Building New Homes for Tornado Survivors

UA students stand in front of a house they renovated in Moore, Oklahoma, for tornado survivors.

UA students stand in front of a house they renovated in Moore, Okla., for tornado survivors.

From the April 2014 Desktop News | More than a dozen students traveled to Moore, Okla., during spring break to participate in tornado recovery. The students worked with Cleveland County Habitat for Humanity to build homes for survivors of an EF5 tornado that struck the areas surrounding Moore in May 2013. It was the deadliest on record in the United States since the Joplin, Mo., tornado in 2011. The Alternative Spring Break trip was organized by UA’s Community Service Center.

Rachel Masterson, a sophomore majoring in psychology, said she participated in Alternative Spring Break because she wanted to do something different and productive.

“I have gone on mission trips with my churches and participated in various volunteer activities over the years, but this was truly a unique experience,” Masterson said. “My favorite part of the trip was being able to make a family out of the most diverse group of people, my peers, and as a family, we made a difference. I was not at the University when Tuscaloosa was hit by the tornado in 2011, but I know the devastation it caused. I see it every day, even three years later.

“I cannot express the beauty in watching 17 of my peers voluntarily give up spring break to do work for strangers. I now have a personal connection to Moore, and I truly hope that what we did during that week made a minor difference in their lives.”

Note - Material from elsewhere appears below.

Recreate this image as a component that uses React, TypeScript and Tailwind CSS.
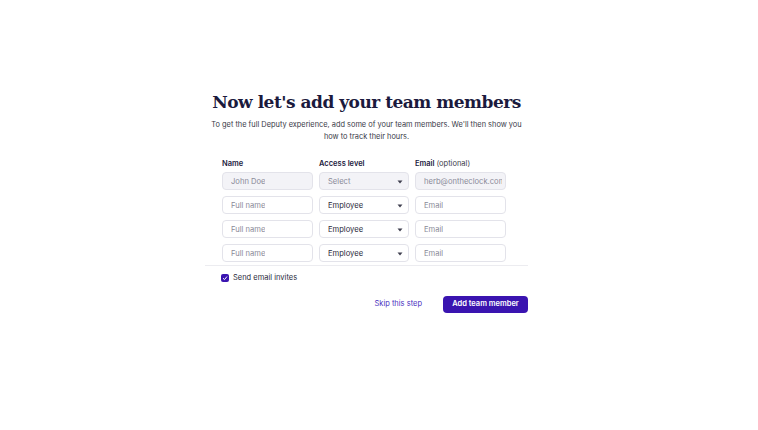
import React from "react";

const Caret = () => (
  <svg width="6" height="4" viewBox="0 0 6 4" className="absolute right-[5px] top-[7px]">
    <path d="M0.5 0.5 L5.5 0.5 L3 3.5 Z" fill="#3f3f4f" />
  </svg>
);

const TextBox = ({ placeholder, filled }: { placeholder: string; filled?: boolean }) => (
  <div
    className={`h-[18px] rounded-[4px] border border-[#e3e3ea] flex items-center pl-[8px] pr-[3px] text-[7.6px] text-[#8a8a98] ${
      filled ? "bg-[#f3f3f7]" : "bg-white"
    }`}
  >
    <span className="block overflow-hidden whitespace-nowrap">{placeholder}</span>
  </div>
);

const SelectBox = ({ value, filled }: { value: string; filled?: boolean }) => (
  <div
    className={`relative h-[18px] rounded-[4px] border border-[#e3e3ea] flex items-center pl-[8px] text-[7.6px] ${
      filled ? "bg-[#f3f3f7] text-[#8a8a98]" : "bg-white text-[#2a2a3a]"
    }`}
  >
    {value}
    <Caret />
  </div>
);

export default function App() {
  const rows = [0, 1, 2];
  return (
    <div
      className="w-[758px] h-[430px] bg-white pt-[91px] pl-[205px]"
      style={{ fontFamily: "Inter, 'Noto Sans', sans-serif" }}
    >
      <div className="w-[323px] flex flex-col">
        <h1
          className="text-center text-[17px] leading-[22px] font-bold text-[#1b1a3d] whitespace-nowrap tracking-[-0.5px]"
          style={{ fontFamily: "'DejaVu Serif', serif" }}
        >
          Now let's add your team members
        </h1>
        <p className="mt-[6px] text-center text-[7.4px] leading-[12px] text-[#3a3a48]">
          To get the full Deputy experience, add some of your team members. We'll then show you
          <br />
          how to track their hours.
        </p>
        <div className="mt-[15px] pl-[17px] pr-[21px]">
          <div className="grid grid-cols-[91px_90px_91px] gap-x-[6px] text-[7.5px] font-semibold text-[#1b1a3d] mb-[3px]">
            <div>Name</div>
            <div>Access level</div>
            <div>
              Email <span className="font-normal text-[#3a3a48]">(optional)</span>
            </div>
          </div>
          <div className="grid grid-cols-[91px_90px_91px] gap-x-[6px] gap-y-[6px]">
            <TextBox placeholder="John Doe" filled />
            <SelectBox value="Select" filled />
            <TextBox placeholder="herb@ontheclock.com" filled />
            {rows.map((r) => (
              <React.Fragment key={r}>
                <TextBox placeholder="Full name" />
                <SelectBox value="Employee" />
                <TextBox placeholder="Email" />
              </React.Fragment>
            ))}
          </div>
        </div>
        <div className="mt-[3px] h-px bg-[#ececf0]" />
        <div className="mt-[6px] pl-[16px] flex items-center gap-[4px]">
          <div className="w-[8px] h-[8px] rounded-[2px] bg-[#3a14b0] flex items-center justify-center">
            <svg width="6" height="6" viewBox="0 0 6 6">
              <path d="M1 3.2 L2.5 4.6 L5 1.5" stroke="white" strokeWidth="1" fill="none" />
            </svg>
          </div>
          <span className="text-[7.5px] text-[#2a2a3a]">Send email invites</span>
        </div>
        <div className="mt-[12px] flex items-center justify-end gap-[21px]">
          <span className="text-[7.5px] text-[#4a2fc0]">Skip this step</span>
          <button className="h-[17px] w-[85px] rounded-[4px] bg-[#3a14b0] text-white text-[7.5px] font-semibold">
            Add team member
          </button>
        </div>
      </div>
    </div>
  );
}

During their stay, the students gutted a house that would be used by AmeriCorps volunteers as a base site for tornado relief work, and the students worked on the interiors of two houses that would go to families who lost everything in the tornado last year.

Angely Martinez, a junior majoring in international relations and French, said Alternative Spring Break provided her a way to give back to a community.

“I enjoyed meeting new people and seeing how much we accomplished by working together,” Martinez said.